Indeed, the senator’s bill includes language identical to that released by the White House in May 2011 when the administration of President Barack Obama proposed changes of their own to the CFAA. In the official section-by-section summary released by the executive branch in tandem to that proposal, the White House said they favored a particular augmentation to the law that “Clarifies that both conspiracy and attempt to commit a computer hacking offense are subject to the same penalties as completed, substantive offenses.”
“Whoever conspires to commit or attempts to commit an offense under [the CFAA] shall be punished as provided for the completed offense,” the White House wrote then.
“Although the penalty subsection makes explicit reference to violations of the CFAA and attempts to commit them, it does not mention conspiracy specifically,” the Congressional Research Service said when they weighed in on the White House’s proposal that July. “The proposal clarifies any ambiguity by stating that ‘Whoever conspires to commit ... an offense ... shall be punished as provided for the completed offense.’”
Leahy’s latest proposal also calls for that same identical language, and would ensure that convicted computer hackers who are unsuccessful in their actions are punished as severely as more accomplished ones regardless. Additionally, Leahy’s office has also proposed changes to the computer law that would increase the maximum sentence for a first-time offender from 10 years to 20, opening the door for even lengthier prison stints at a time when many activists are decrying the penalties already attached to the CFAA. And given the Justice Department’s broad interpretation of the CFAA in recent years, these changes if adopted could allow federal prosecutors to put away any number of people accused of merely tinkering with IT systems or engaging in their own personal research, all depending on the court’s particular interpretation of a relatively young and still hotly contested cyberlaw.
For downloading scholarly articles in bulk from an online academic journal repository, computer prodigy Aaron Swartz was threatened with 35 years of imprisonment due the current administration’s interpretation of the CFAA. At his funeral last year, father Robert Swartz blamed the federal government for his son’s suicide.
Just last month, American security researcher Jacob Appelbaum accused the US National Security Agency of illegally operating programs that slurp massive amounts of private data off of the internet under the guise of counterterrorism.
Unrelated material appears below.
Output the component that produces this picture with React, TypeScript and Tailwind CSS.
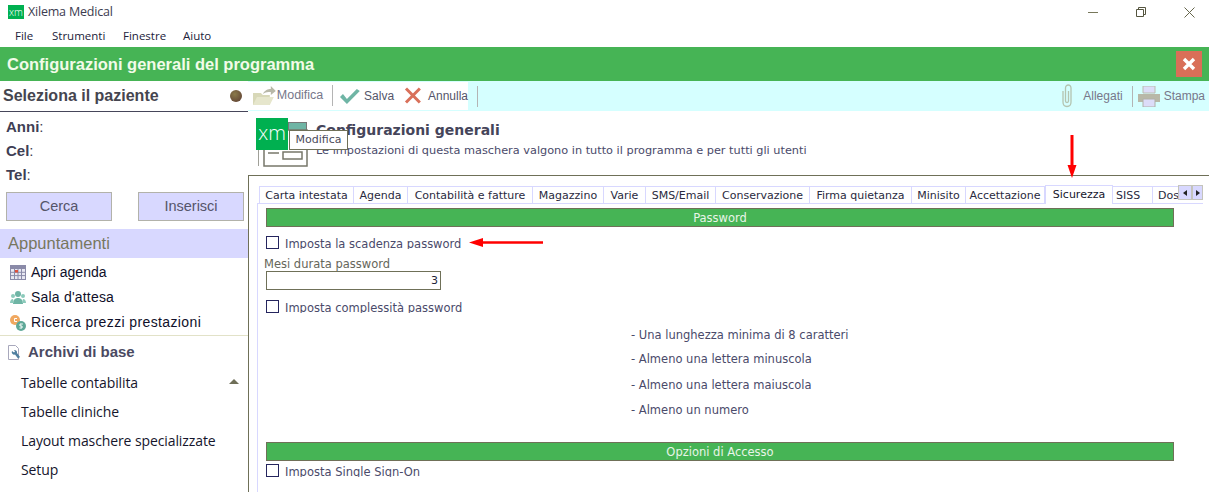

But should non-government officials attempt to code those programs, he said, a court of law would likely insist on a lifetime of imprisonment.
“It’s so draconian for regular people,” he said of the CFAA, “and the NSA gets to do something like intercepting 7 billion people all day long with no problems. And the rest of us are not even allowed to experiment with improving the security of own our lives without being put in prison or under threat of serious indictment.”
Last March, the House of Representatives Judiciary Committee released a draft proposal that would have changed the CFAA, but again included updates that’d make attempted hacking as dangerous as an actually infiltrating another’s network.
“That may seem like a minor change at first, but it would now mean that they can claim that anyone who talked about doing something (‘conspires to commit’) that violates the CFAA shall now be punished the same as if they had ‘completed’ the offense,” TechDirt journalist Mike Masnick wrote after the Judiciary Committee released their proposal. “And, considering just how broad the CFAA is, think about how ridiculous that might become. Now if you talk with others about the possibility of violating a terms of service -- say, talking to your 12 year old child about helping them sign up for Facebook even though the site requires you to be 13 -- you may havealreadycommitted a felony that can get you years in jail. That seems fair, right?”
Those changes might already again be brought up for consideration before Congress as a result of Sen. Leahy’s new proposal, but this time he isn’t selling computer reform or kissing up to the White House: he’s using a recent cyberattacks that directly impacted 40 million Americans to rally support for a bill that would ruin years’ worth of attempts at CFAA reform waged by digital activists.